In closing, Steiner presents us with a compelling account of how the anthropocentric ideal came to dominate thinking in the Western philosophical tradition. While his critical remarks about the state of contemporary animal ethics don’t always hit their mark, the book is nonetheless an important contribution that must be reckoned with by all those thinking about what we owe to nonhuman animals.
Notes
For works discussing the political turn in animal ethics, see Tony Milligan, “The Political Turn in Animal Rights”, Politics and Animals 1 (2015): 6–15; Robert Garner and Siobhan O’Sullivan, eds., The Political Turn in Animal Ethics (Lanham, MD: Rowman & Littlefield, 2016); and Alasdair Cochrane, Robert Garner, and Siobhan O’Sullivan, “Animal Ethics and the Political”, Critical Review of International Social and Political Philosophy 21, no. 2 (2018): 261–77. https://doi.org/10.1080/13698230.2016.1194583.

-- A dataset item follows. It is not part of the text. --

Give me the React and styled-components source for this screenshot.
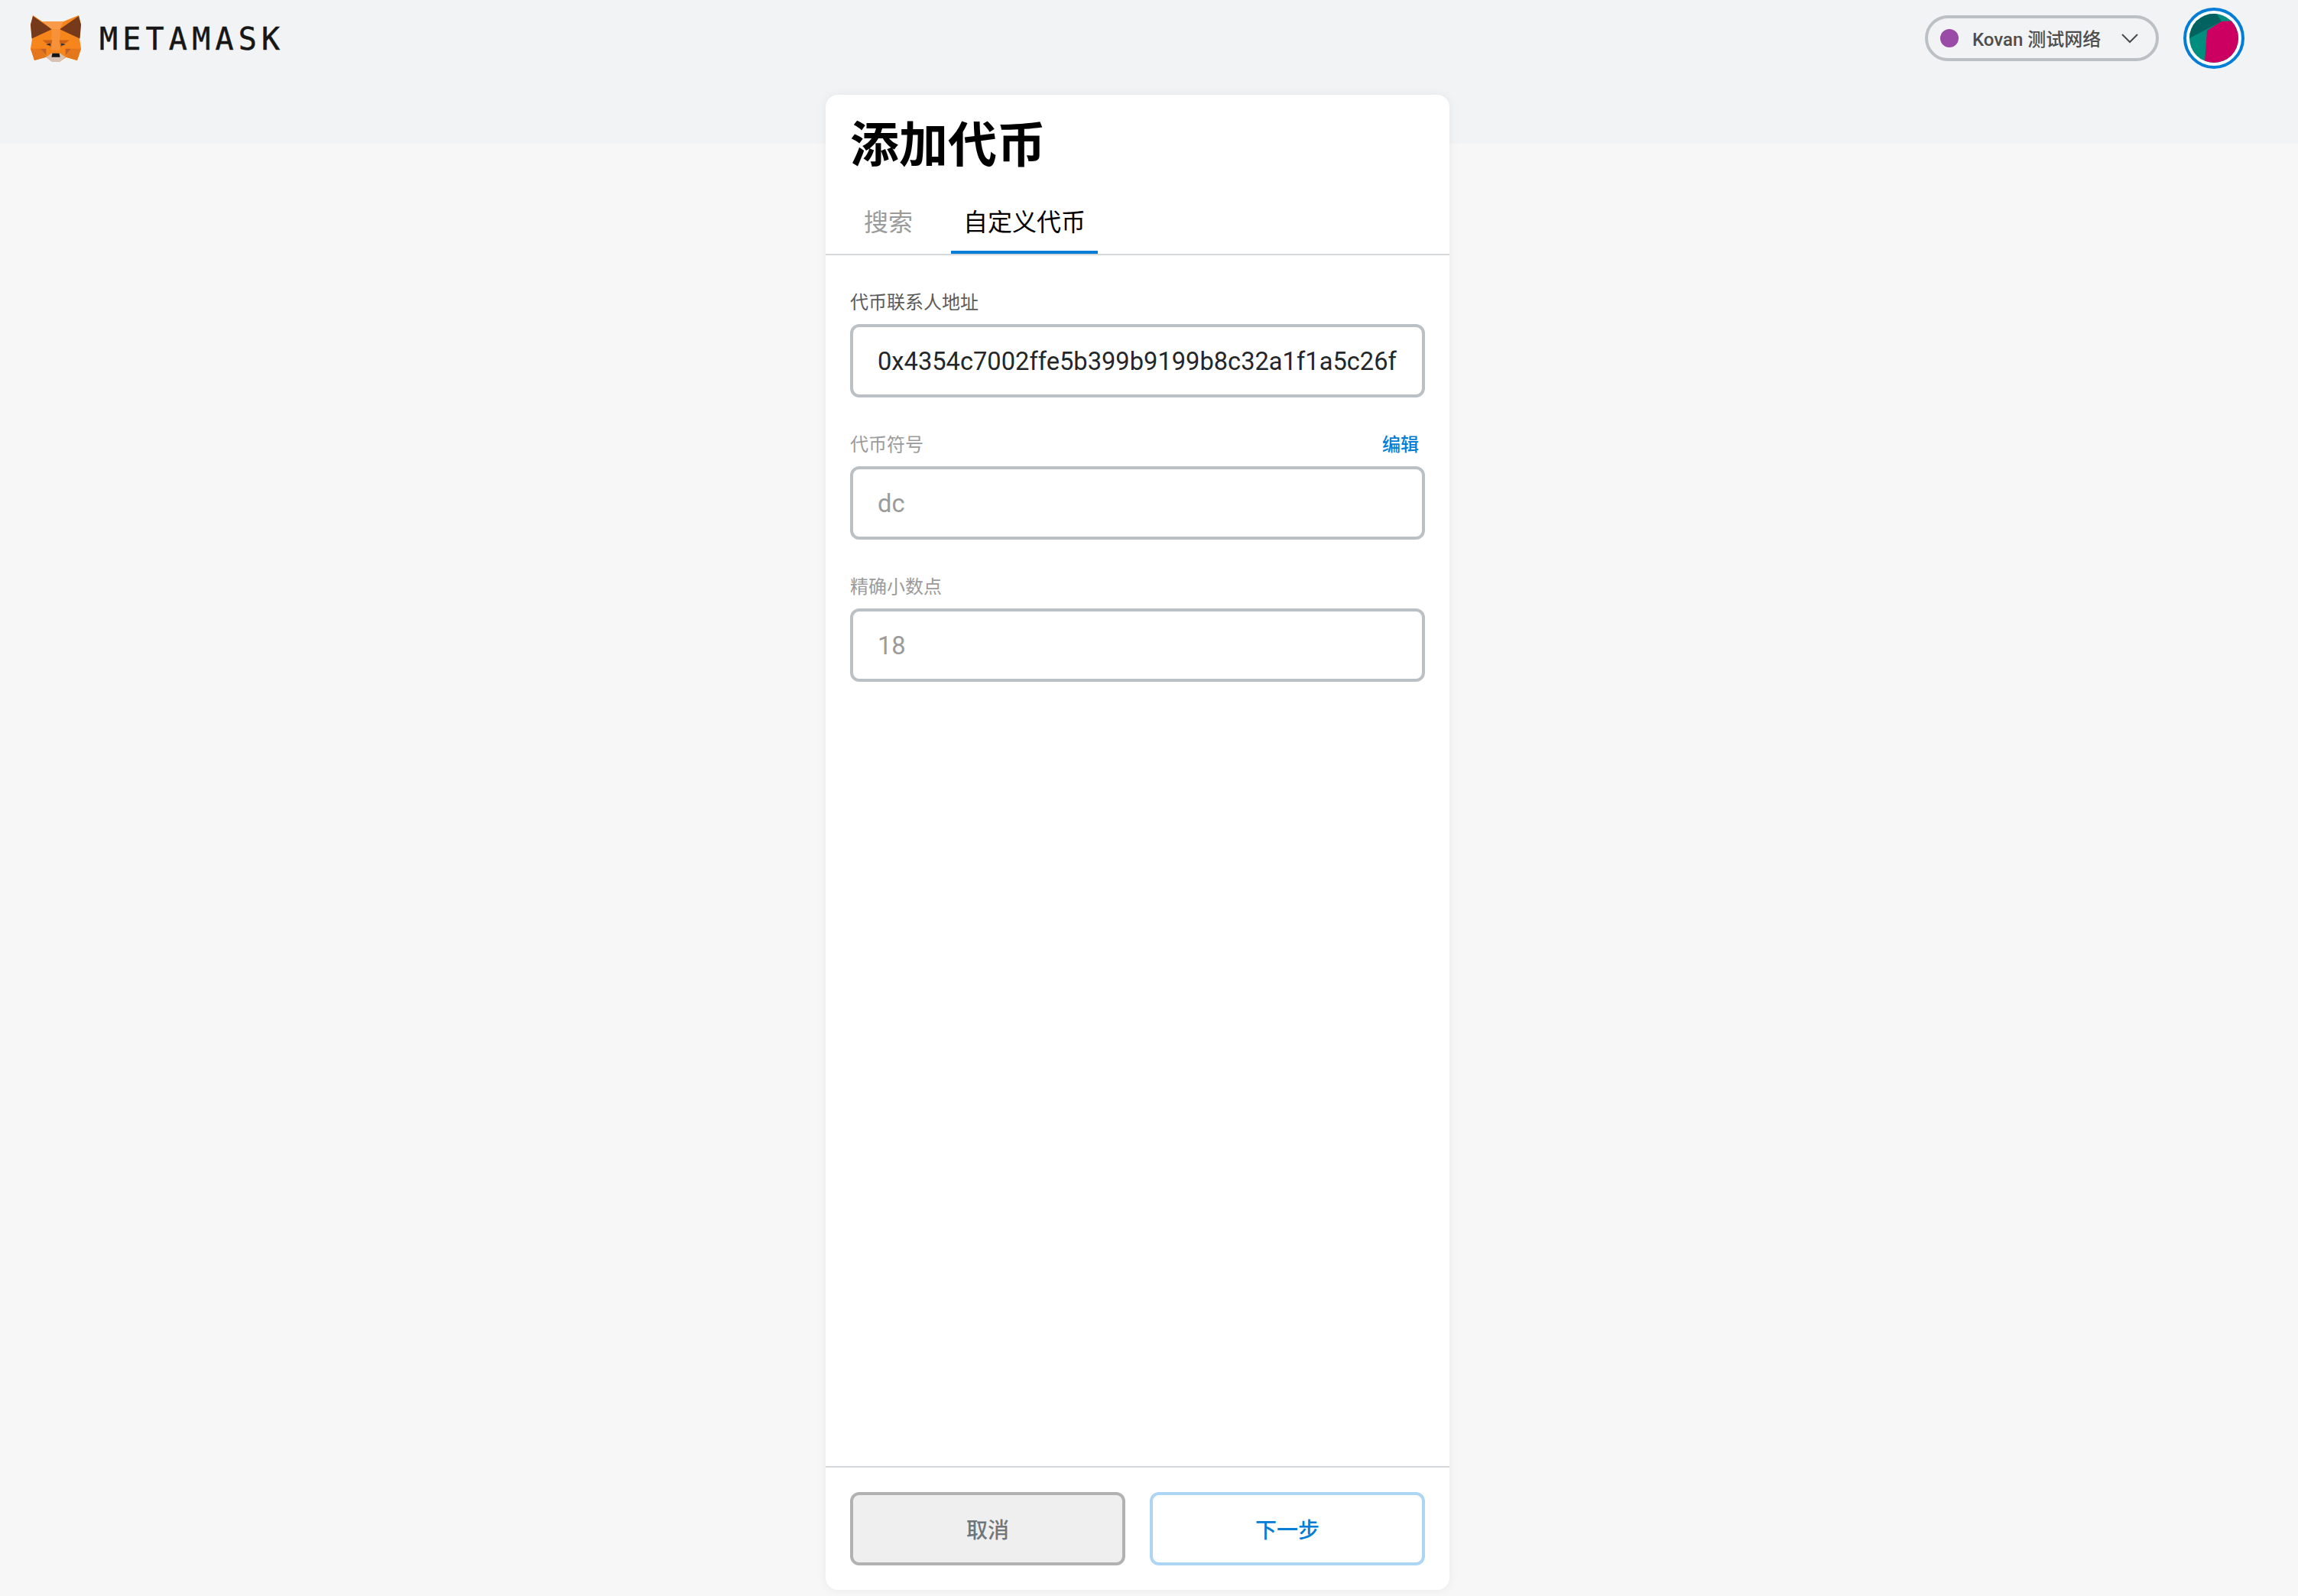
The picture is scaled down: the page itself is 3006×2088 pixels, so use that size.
import React from 'react';
import styled, { createGlobalStyle } from 'styled-components';

const Global = createGlobalStyle`
  html, body { margin: 0; padding: 0; background: #f7f7f7; }
  body { font-family: Roboto, "Noto Sans CJK SC", sans-serif; }
`;
const Page = styled.div`
  width: 3006px; height: 2088px; position: relative; overflow: hidden; background: #f7f7f7;
`;
const Band = styled.header`
  height: 188px; background: #f2f3f4; display: flex; align-items: flex-start; justify-content: space-between;
  padding: 0 70px 0 40px; box-sizing: border-box;
`;
const Brand = styled.div`
  display: flex; align-items: center; gap: 24px; height: 100px;
`;
const Wordmark = styled.span`
  font-family: "DejaVu Sans Mono", "Liberation Mono", monospace; font-size: 40px; letter-spacing: 6.2px; color: #161616; line-height: 1;
  transform: translateY(1px); font-weight: 400; -webkit-text-stroke: 0.5px #161616;
`;
const HeaderRight = styled.div`
  display: flex; align-items: flex-start; gap: 32px; padding-top: 10px;
`;
const NetworkPill = styled.div`
  margin-top: 10px; width: 306px; height: 60px; box-sizing: border-box; border: 4px solid #bbc0c5; border-radius: 30px;
  display: flex; align-items: center; padding-left: 16px; color: #4d4d4d;
`;
const Dot = styled.span`
  width: 24px; height: 24px; border-radius: 50%; background: #9a4ba8; flex: none;
`;
const NetName = styled.span`
  margin-left: 18px; font-size: 24px; font-weight: 500; white-space: nowrap; line-height: 1; color: #4d4d4d;
  transform: translateY(2px);
`;
const Chevron = styled.svg`
  margin-left: 27px; flex: none;
`;
const AvatarRing = styled.div`
  width: 80px; height: 80px; box-sizing: border-box; border: 4px solid #037dd6; border-radius: 50%; padding: 4px; background: #fff;
`;
const Avatar = styled.svg`
  display: block; width: 64px; height: 64px; border-radius: 50%;
`;
const Card = styled.main`
  position: absolute; left: 1080px; top: 124px; width: 816px; height: 1956px; background: #fff; border-radius: 16px;
  box-shadow: 0 0 14px rgba(0,0,0,.06); display: flex; flex-direction: column;
`;
const Title = styled.h1`
  margin: 0; padding: 12px 32px 0; font-size: 64px; line-height: 96px; font-weight: 700; color: #000;
  font-family: "Noto Sans CJK SC", sans-serif; height: 86px; box-sizing: content-box;
`;
const Tabs = styled.div`
  margin-top: 32px; display: flex; padding-left: 34px; border-bottom: 2px solid #d6d9dc; height: 80px; box-sizing: border-box;
`;
const Tab = styled.div`
  box-sizing: border-box; height: 78px; padding: 0 16px; margin-right: ${p => p.$gap}px; font-size: 32px; line-height: 68px; white-space: nowrap;
  color: ${p => p.$active ? '#000' : '#9b9b9b'};
  border-bottom: ${p => p.$active ? '4px solid #037dd6' : '0'};
  font-family: "Noto Sans CJK SC", sans-serif;
`;
const Form = styled.section`
  flex: 1; padding: 44px 32px 0; display: flex; flex-direction: column; gap: 44px;
`;
const Field = styled.div`
  display: flex; flex-direction: column; gap: 14px;
`;
const LabelRow = styled.div`
  display: flex; justify-content: space-between; height: 32px; align-items: center; padding-right: 8px;
`;
const Label = styled.label`
  font-size: 24px; line-height: 32px; color: ${p => p.$muted ? '#9b9b9b' : '#5b5b5b'}; font-family: "Noto Sans CJK SC", sans-serif;
`;
const Edit = styled.span`
  font-size: 24px; line-height: 32px; color: #037dd6; font-family: "Noto Sans CJK SC", sans-serif; font-weight: 500;
`;
const Input = styled.div`
  box-sizing: border-box; width: 752px; height: 96px; border: 4px solid #bbc0c5; border-radius: 12px;
  padding: 2px 32px 0; display: flex; align-items: center; font-size: 32.65px; font-family: Roboto, sans-serif; white-space: nowrap; overflow: hidden;
  color: ${p => p.$muted ? '#9b9b9b' : '#24272a'};
`;
const Footer = styled.footer`
  border-top: 2px solid #d6d9dc; height: 162px; box-sizing: border-box; padding: 32px 32px 0; display: flex; gap: 32px;
`;
const Button = styled.button`
  flex: 1; height: 96px; box-sizing: border-box; border-radius: 12px; font-size: 28px; font-weight: 500; font-family: "Noto Sans CJK SC", sans-serif;
  border: 4px solid ${p => p.$primary ? '#acd6f4' : '#b2b2b2'};
  background: ${p => p.$primary ? '#fff' : '#efefef'};
  color: ${p => p.$primary ? '#037dd6' : '#6f767c'};
  padding: 0;
`;
const FoxMark = styled.svg`
  flex: none; display: block;
`;

const Fox = () => (
  <FoxMark width="66" height="61" viewBox="0 0 65 60">
    <polygon points="3,0 15,8 42,8 62,0 65,12 63,30 65,43 60,58 46,54 37,60 28,60 20,54 5,58 0,43 2,30 0,12" fill="#f6851b" />
    <polygon points="3,1 0,12 1.5,30 27.5,18" fill="#763a1a" />
    <polygon points="62,1 65,12 63.5,30 37.5,18" fill="#763a1a" />
    <polygon points="15,8 42,8 38,18 27,18" fill="#f89a4a" />
    <polygon points="27,18 38,18 38,45 27,45" fill="#f8923a" />
    <polygon points="0,43 13,43 20,54 5,58" fill="#e4761b" />
    <polygon points="65,43 52,43 45,54 60,58" fill="#e4761b" />
    <polygon points="13,43 20,43 20,52" fill="#c0612a" />
    <polygon points="52,43 45,43 45,52" fill="#c0612a" />
    <polygon points="15,32 28,32 26,41 20,36" fill="#cd6116" />
    <polygon points="50,32 37,32 39,41 45,36" fill="#cd6116" />
    <polygon points="20,54 27,49 38,49 45,54 37,60 28,60" fill="#d7c1b3" />
    <polygon points="28,49 37,49 38,54 27,54" fill="#161616" />
    <polygon points="20,38 25,36 26,39" fill="#233447" />
    <polygon points="45,38 40,36 39,39" fill="#233447" />
  </FoxMark>
);

export default function App() {
  return (
    <Page>
      <Global />
      <Band>
        <Brand>
          <Fox />
          <Wordmark>METAMASK</Wordmark>
        </Brand>
        <HeaderRight>
          <NetworkPill>
            <Dot />
            <NetName>Kovan 测试网络</NetName>
            <Chevron width="22" height="14" viewBox="0 0 22 14"><path d="M1 2 L11 12 L21 2" fill="none" stroke="#4d4d4d" strokeWidth="2" /></Chevron>
          </NetworkPill>
          <AvatarRing>
            <Avatar viewBox="0 0 64 64">
              <rect width="64" height="64" fill="#018e7e" />
              <polygon points="20,64 23,22 42,10 64,9 64,64" fill="#cc0060" />
              <polygon points="0,32 42,10 36,0 0,0" fill="#01625f" />
            </Avatar>
          </AvatarRing>
        </HeaderRight>
      </Band>
      <Card>
        <Title>添加代币</Title>
        <Tabs>
          <Tab $gap={34}>搜索</Tab>
          <Tab $active $gap={0}>自定义代币</Tab>
        </Tabs>
        <Form>
          <Field>
            <LabelRow><Label>代币联系人地址</Label></LabelRow>
            <Input>0x4354c7002ffe5b399b9199b8c32a1f1a5c26f</Input>
          </Field>
          <Field>
            <LabelRow><Label $muted>代币符号</Label><Edit>编辑</Edit></LabelRow>
            <Input $muted>dc</Input>
          </Field>
          <Field>
            <LabelRow><Label $muted>精确小数点</Label></LabelRow>
            <Input $muted>18</Input>
          </Field>
        </Form>
        <Footer>
          <Button>取消</Button>
          <Button $primary>下一步</Button>
        </Footer>
      </Card>
    </Page>
  );
}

The agency turn in animal ethics is a recent development. For some key works in this area see Natalie Thomas, Animal Ethics and the Autonomous Animal Self (London: Palgrave Macmillan, 2016); Marc G. Wilcox, “Animals and the Agency Account of Moral Status”, Philosophical Studies: An International Journal for Philosophy in the Analytic Tradition 177, no. 7 (2020): 1879–99; Charlotte E. Blattner, Sue Donaldson, and Ryan Wilcox. “Animal Agency in Community”, Politics and Animals 6 (2020): 1–22; and Richard Healey and Angie Pepper, “Interspecies Justice: Agency, Self-Determination, and Assent”, Philosophical Studies: An International Journal for Philosophy in the Analytic Tradition 178 (2020): 1223–43.
Sue Donaldson, “Animal Agora: Animal Citizens and the Democratic Challenge”, Social Theory and Practice 46, no. 4 (2020), 717–18.
Gary Steiner, Animals and the Moral Community: Mental Life, Moral Status, and Kinship (New York: Columbia University Press, 2008), 120–21.
Steiner, Animals and the Moral Community, 163.